--- start of Material ---

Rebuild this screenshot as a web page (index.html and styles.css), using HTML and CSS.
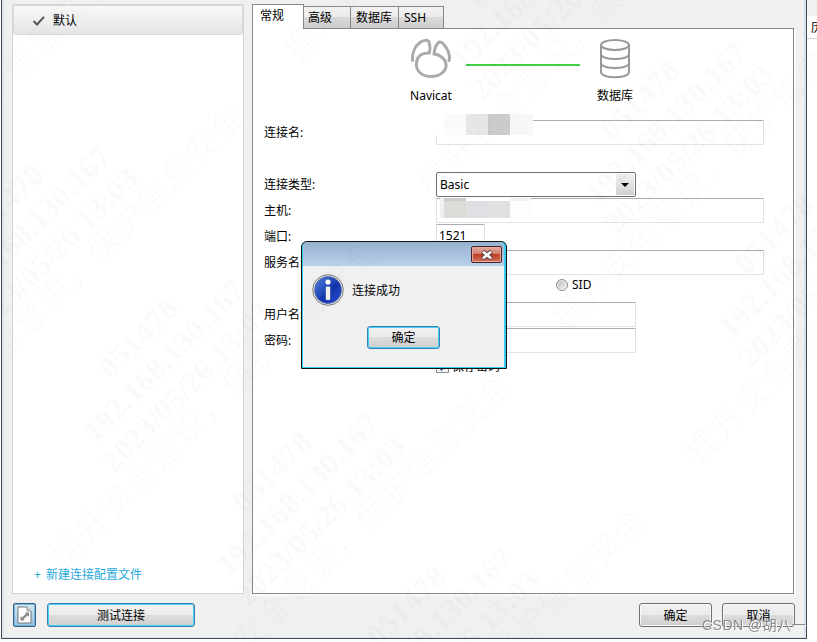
FILE: index.html
```
<!DOCTYPE html>
<html lang="zh-CN">
<head>
    <meta charset="UTF-8">
    <meta name="viewport" content="width=device-width, initial-scale=1.0">
    <title>Navicat</title>
    <link rel="stylesheet" href="styles.css">
</head>
<body>

<div class="desktop">
    <div class="window">
        <div class="main">
            <!-- Profiles -->
            <div class="sidebar">
                <div class="profile">
                    <svg width="14" height="12" viewBox="0 0 14 12"><path d="M1.5 6 5 9.5 12 1.8" fill="none" stroke="#555" stroke-width="2"/></svg>
                    <span>默认</span>
                </div>
                <div class="new-profile"><span class="plus">+</span>新建连接配置文件</div>
            </div>

            <!-- Tabs -->
            <div class="content">
                <div class="tabs">
                    <div class="tab active">常规</div>
                    <div class="tab tab-advanced">高级</div>
                    <div class="tab tab-database">数据库</div>
                    <div class="tab tab-ssh">SSH</div>
                </div>

                <div class="panel">
                    <div class="diagram">
                        <div class="node">
                            <svg width="42" height="42" viewBox="0 0 42 42" fill="none" stroke="#aaa" stroke-width="3" stroke-linecap="round" stroke-linejoin="round">
                                <path d="M2.500 22.500C2 15 5 8 10 4.500C13 2 18 1.500 19 4C20 7 20.500 11 19.500 15C12 14.500 7 18 6.500 25C5.500 33 12 38.500 21 38.500C30 38.500 37 33 36 26C35.500 21 30 16.500 24 16C24.500 11 26 7 28.500 4.500C31 2 36 8 38 13C39.500 17 40 20 39 22.500"/>
                            </svg>
                            <span>Navicat</span>
                        </div>
                        <div class="link-line"></div>
                        <div class="node">
                            <svg width="32" height="42" viewBox="0 0 32 42" fill="none" stroke="#999" stroke-width="2">
                                <ellipse cx="16" cy="7" rx="14" ry="5"/>
                                <path d="M2 7V34C2 41 30 41 30 34V7M2 16C2 22.700 30 22.700 30 16M2 25C2 31.700 30 31.700 30 25"/>
                            </svg>
                            <span>数据库</span>
                        </div>
                    </div>

                    <div class="form">
                        <div class="row row-name">
                            <label>连接名:</label>
                            <div class="input wide"></div>
                            <div class="mosaic mosaic-name"><i></i><i></i><i></i><i></i></div>
                        </div>
                        <div class="row">
                            <label>连接类型:</label>
                            <div class="select"><span>Basic</span><div class="arrow"></div></div>
                        </div>
                        <div class="row">
                            <label>主机:</label>
                            <div class="input wide"></div>
                            <div class="mosaic mosaic-host"><i></i><i></i><i></i><i></i></div>
                        </div>
                        <div class="row">
                            <label>端口:</label>
                            <div class="input port">1521</div>
                        </div>
                        <div class="row">
                            <label>服务名:</label>
                            <div class="input wide"></div>
                        </div>
                        <div class="row row-radio">
                            <div class="radio"></div>
                            <span>SID</span>
                        </div>
                        <div class="row">
                            <label>用户名:</label>
                            <div class="input medium"></div>
                        </div>
                        <div class="row">
                            <label>密码:</label>
                            <div class="input medium"></div>
                        </div>
                        <div class="row row-check">
                            <div class="checkbox"><svg width="11" height="11" viewBox="0 0 11 11"><path d="M2 5 4.500 8.500 9 2" fill="none" stroke="#3450a0" stroke-width="2"/></svg></div>
                            <span>保存密码</span>
                        </div>
                    </div>
                </div>
            </div>
        </div>

        <div class="footer">
            <div class="icon-button">
                <svg width="15" height="18" viewBox="0 0 15 18">
                    <path d="M1 1H10L14 5V17H1Z" fill="#fff" stroke="#777"/>
                    <path d="M10 1V5H14" fill="#ddd" stroke="#999"/>
                    <path d="M3.500 14.500V10L5 11.500 9 7.800 7.500 6.500H12V11L10.500 9.500 6.500 13.200 8 14.500Z" fill="#888"/>
                </svg>
            </div>
            <div class="button default test">测试连接</div>
            <div class="button ok">确定</div>
            <div class="button">取消</div>
        </div>
    </div>

    <div class="behind">
        <div class="behind-title"></div>
        <div class="behind-column">历</div>
    </div>
</div>

<!-- Message box -->
<div class="dialog">
    <div class="dialog-inner">
        <div class="dialog-title">
            <div class="close">
                <svg width="12" height="10" viewBox="0 0 12 10"><path d="M1.500 1.500 10.500 8.500M10.500 1.500 1.500 8.500" stroke="#5a4045" stroke-width="4.600"/><path d="M2 1.800 10 8.200M10 1.800 2 8.200" stroke="#fff" stroke-width="2.600"/></svg>
            </div>
        </div>
        <div class="message">
            <svg width="32" height="32" viewBox="0 0 32 32">
                <defs>
                    <linearGradient id="info" x1="0" y1="0" x2="1" y2="1">
                        <stop offset="0" stop-color="#5a83dc"/>
                        <stop offset=".45" stop-color="#1f48b8"/>
                        <stop offset=".55" stop-color="#1234a8"/>
                        <stop offset="1" stop-color="#2a50d8"/>
                    </linearGradient>
                </defs>
                <circle cx="16" cy="16" r="15.300" fill="#eee" stroke="#777"/>
                <circle cx="16" cy="16" r="13.500" fill="url(#info)" stroke="#46609c" stroke-width=".7"/>
                <circle cx="16" cy="8" r="2.600" fill="#fff"/>
                <rect x="13.800" y="12.500" width="4.400" height="13.500" rx="1" fill="#eee"/>
            </svg>
            <span>连接成功</span>
        </div>
        <div class="button default confirm">确定</div>
    </div>
</div>

<!-- Watermark -->
<svg class="watermark" width="817" height="642" viewBox="0 0 817 642">
    <defs>
        <g id="mark" text-anchor="middle">
            <g transform="rotate(-45)">
                <text y="10" textLength="98">051478</text>
            </g>
            <g transform="translate(26 23) rotate(-45)">
                <text y="10" textLength="214">192.168.130.167</text>
            </g>
            <g transform="translate(49 49) rotate(-45)">
                <text y="10" textLength="225">2023/05/26 13:03</text>
            </g>
            <g transform="translate(75 65) rotate(-45)">
                <text class="cjk" y="12" textLength="446">提升安全意识，保护信息安全</text>
            </g>
        </g>
    </defs>
    <use href="#mark" x="-130" y="70"/>
    <use href="#mark" x="4" y="204"/>
    <use href="#mark" x="138" y="338"/>
    <use href="#mark" x="272" y="472"/>
    <use href="#mark" x="406" y="606"/>
    <use href="#mark" x="372" y="-168"/>
    <use href="#mark" x="506" y="-34"/>
    <use href="#mark" x="640" y="100"/>
    <use href="#mark" x="774" y="234"/>
</svg>
<div class="signature">CSDN @胡八一</div>

</body>
</html>
```
FILE: styles.css
```
:root {
    --face: #f0f0f0;
    --edge: #828790;
    --link: #27a8dc;
}

* {
    box-sizing: border-box;
}

body {
    margin: 0;
    width: 817px;
    height: 642px;
    overflow: hidden;
    position: relative;
    background-color: #fff;
    color: #000;
    font-family: "Noto Sans", "Noto Sans CJK SC", sans-serif;
    font-size: 12px;
    line-height: 16px;
}

svg {
    display: block;
    flex: none;
}

.desktop {
    display: flex;
    height: 639px;
    padding-left: 1px;
}

.window {
    width: 806px;
    height: 639px;
    padding: 4px 9px 0 9px;
    background-color: var(--face);
    border: 1px solid #484b50;
    border-top: none;
    box-shadow: inset 2px 0 #dce6f3, inset -2px -1px #d3e1f2;
}

.main {
    display: flex;
    gap: 8px;
    padding-left: 1px;
    height: 590px;
}

/* Sidebar */
.sidebar {
    width: 232px;
    border: 1px solid #d5d5d5;
    background-color: #fff;
    display: flex;
    flex-direction: column;
    justify-content: space-between;
}

.profile {
    height: 30px;
    padding: 1px 0 0 18px;
    display: flex;
    align-items: center;
    gap: 7px;
    border: 1px solid #d9d9d9;
    border-radius: 3px;
    background: linear-gradient(#f8f8f8, #e5e5e5);
}

.new-profile {
    padding: 0 0 10px 21px;
    color: var(--link);
}

.plus {
    margin-right: 5px;
}

/* Tabs */
.content {
    width: 542px;
}

.tabs {
    display: flex;
    align-items: flex-end;
    height: 24px;
}

.tab {
    height: 22px;
    padding: 3px 0 0 4px;
    border: 1px solid var(--edge);
    border-left: none;
    border-bottom: none;
    background: linear-gradient(#f3f3f3 0, #ebebeb 48%, #dadada 50%, #cecece 100%);
}

.tab.active {
    width: 52px;
    height: 25px;
    margin-bottom: -1px;
    padding: 3px 0 0 7px;
    border-left: 1px solid var(--edge);
    background: #fff;
    position: relative;
}

.tab-advanced {
    width: 47px;
}

.tab-database {
    width: 48px;
    padding-left: 5px;
}

.tab-ssh {
    width: 45px;
    padding-left: 5px;
}

.panel {
    height: 566px;
    padding-left: 11px;
    border: 1px solid var(--edge);
    background-color: #fff;
    box-shadow: 2px 2px #fafafa;
}

.diagram {
    display: flex;
    height: 91px;
    padding: 9px 0 0 141px;
}

.node {
    width: 52px;
    display: flex;
    flex-direction: column;
    align-items: center;
    gap: 8px;
    white-space: nowrap;
}

.link-line {
    width: 114px;
    height: 2px;
    margin: 26px 9px 0 9px;
    background-color: #43cf48;
}

/* Form */
.row {
    display: flex;
    align-items: center;
    height: 25px;
    margin-bottom: 1px;
    position: relative;
}

.row label {
    width: 172px;
    white-space: nowrap;
}

.row-name {
    margin-bottom: 27px;
}

.input {
    height: 25px;
    padding: 3px 2px;
    border: 1px solid #dfe2e8;
    border-top-color: #abadb3;
    border-radius: 1px;
    background-color: #fff;
}

.wide {
    width: 328px;
}

.medium {
    width: 200px;
}

.port {
    width: 49px;
}

.select {
    width: 200px;
    height: 25px;
    padding: 1px 1px 1px 3px;
    display: flex;
    align-items: center;
    justify-content: space-between;
    border: 1px solid #707070;
    border-radius: 2px;
}

.arrow {
    width: 18px;
    height: 21px;
    display: flex;
    align-items: center;
    justify-content: center;
    background: linear-gradient(#f0f0f0, #d2d2d2);
}

.arrow:before {
    content: "";
    border: 4px solid transparent;
    border-top-color: #000;
    border-bottom: none;
}

/* Blurred out values */
.mosaic {
    position: absolute;
    display: flex;
}

.mosaic i {
    width: 22px;
}

.mosaic-name {
    left: 172px;
    top: -6px;
    height: 21px;
    padding-left: 8px;
    background-color: #fff;
}

.mosaic-name i:nth-child(1) { background-color: #fafafa; }
.mosaic-name i:nth-child(2) { background-color: #e7e7e7; }
.mosaic-name i:nth-child(3) { background-color: #cbcbcb; }
.mosaic-name i:nth-child(4) { width: 23px; background-color: #f7f7f7; }

.mosaic-host {
    left: 176px;
    top: 0;
    height: 20px;
    background-color: #fff;
}

.mosaic-host i:nth-child(1) { width: 4px; background-color: #f0f0f0; }
.mosaic-host i:nth-child(2) { background: linear-gradient(#cbcbcb 3px, #dbdbd8 3px); }
.mosaic-host i:nth-child(3) { width: 44px; margin-top: 3px; background: linear-gradient(90deg, #dfe0e4 50%, #e1e1e1 50%); }
.mosaic-host i:nth-child(4) { width: 21px; background: linear-gradient(#f3f3f3 3px, #fcfdfd 3px); }

.row-radio {
    padding: 0 0 8px 292px;
    gap: 4px;
}

.radio {
    width: 12px;
    height: 12px;
    border: 1px solid #8e8f8f;
    border-radius: 50%;
    background: linear-gradient(135deg, #b8bbbe, #f6f6f6);
    box-shadow: inset 0 0 0 1px #f0f0f0;
}

.row-check {
    padding-left: 172px;
    gap: 3px;
}

.checkbox {
    width: 13px;
    height: 13px;
    border: 1px solid #8e8f8f;
    background-color: #f4f4f4;
}

/* Buttons */
.footer {
    display: flex;
    padding: 9px 0 0 2px;
}

.button {
    width: 73px;
    height: 24px;
    padding-top: 1px;
    border: 1px solid #707070;
    border-radius: 3px;
    background: linear-gradient(#f2f2f2 0, #ebebeb 48%, #dddddd 50%, #cfcfcf 100%);
    box-shadow: inset 0 0 0 1px #f8f8f8;
    line-height: 22px;
    text-align: center;
}

.button.default {
    border-color: #3c7fb1;
    box-shadow: inset 0 0 0 1px #45d0f5;
}

.icon-button {
    width: 23px;
    height: 24px;
    display: flex;
    align-items: center;
    justify-content: center;
    border: 1px solid #2c628b;
    border-radius: 2px;
    background: linear-gradient(#d5e9f6, #93c2e2);
    box-shadow: inset 0 0 0 1px #82b5d5;
}

.test {
    width: 148px;
    margin-left: 11px;
}

.ok {
    margin: 0 10px 0 auto;
}

.footer .button:last-child {
    margin-right: 2px;
}

/* Window behind */
.behind {
    width: 10px;
    overflow: hidden;
}

.behind-title {
    height: 16px;
    background-color: var(--face);
}

.behind-column {
    width: 20px;
    height: 23px;
    padding: 4px 0 0 4px;
    border-bottom: 1px solid #d5d5d5;
}

/* Message box */
.dialog {
    position: absolute;
    left: 301px;
    top: 241px;
    width: 206px;
    height: 128px;
    border: 1px solid #111;
    border-radius: 6px 6px 0 0;
    background-color: #35cdf0;
}

.dialog-inner {
    height: 125px;
    margin: 0 2px 1px 1px;
    border-radius: 5px 5px 0 0;
    background-color: var(--face);
    overflow: hidden;
}

.dialog-title {
    display: flex;
    justify-content: flex-end;
    height: 24px;
    padding: 4px 2px 0 0;
    background: linear-gradient(#96b1d0, #b9d1ea);
}

.close {
    width: 31px;
    height: 17px;
    display: flex;
    align-items: center;
    justify-content: center;
    border: 1px solid #4c2229;
    border-radius: 2px;
    background: linear-gradient(#e5a89d 0, #d37c6c 48%, #bd3c22 50%, #d27460 100%);
    box-shadow: inset 0 0 0 1px #e3aaa0;
}

.message {
    display: flex;
    align-items: center;
    gap: 8px;
    padding: 8px 0 0 9px;
}

.message span {
    padding-top: 2px;
}

.confirm {
    height: 23px;
    padding-top: 0;
    margin: 20px 0 0 64px;
}

/* Watermark */
.watermark {
    position: absolute;
    left: 0;
    top: 0;
    pointer-events: none;
    fill: #000;
    opacity: 0.022;
    font-family: "Liberation Serif", serif;
    font-size: 31px;
    font-weight: bold;
}

.cjk {
    font-family: "Noto Sans CJK SC", sans-serif;
    font-size: 32px;
    font-weight: 300;
}

.signature {
    position: absolute;
    left: 702px;
    top: 615px;
    color: #8b8b8b;
    font-family: "Liberation Sans", "Noto Sans CJK SC", sans-serif;
    font-size: 14px;
    letter-spacing: 0.5px;
    line-height: 20px;
    white-space: nowrap;
    text-shadow: 1px 1px #fff;
}
```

--- end of Material ---

### Do this
Show, from the material above, each line that includes the string "styles".

### Right answer
Rebuild this screenshot as a web page (index.html and styles.css), using HTML and CSS.
    <link rel="stylesheet" href="styles.css">
FILE: styles.css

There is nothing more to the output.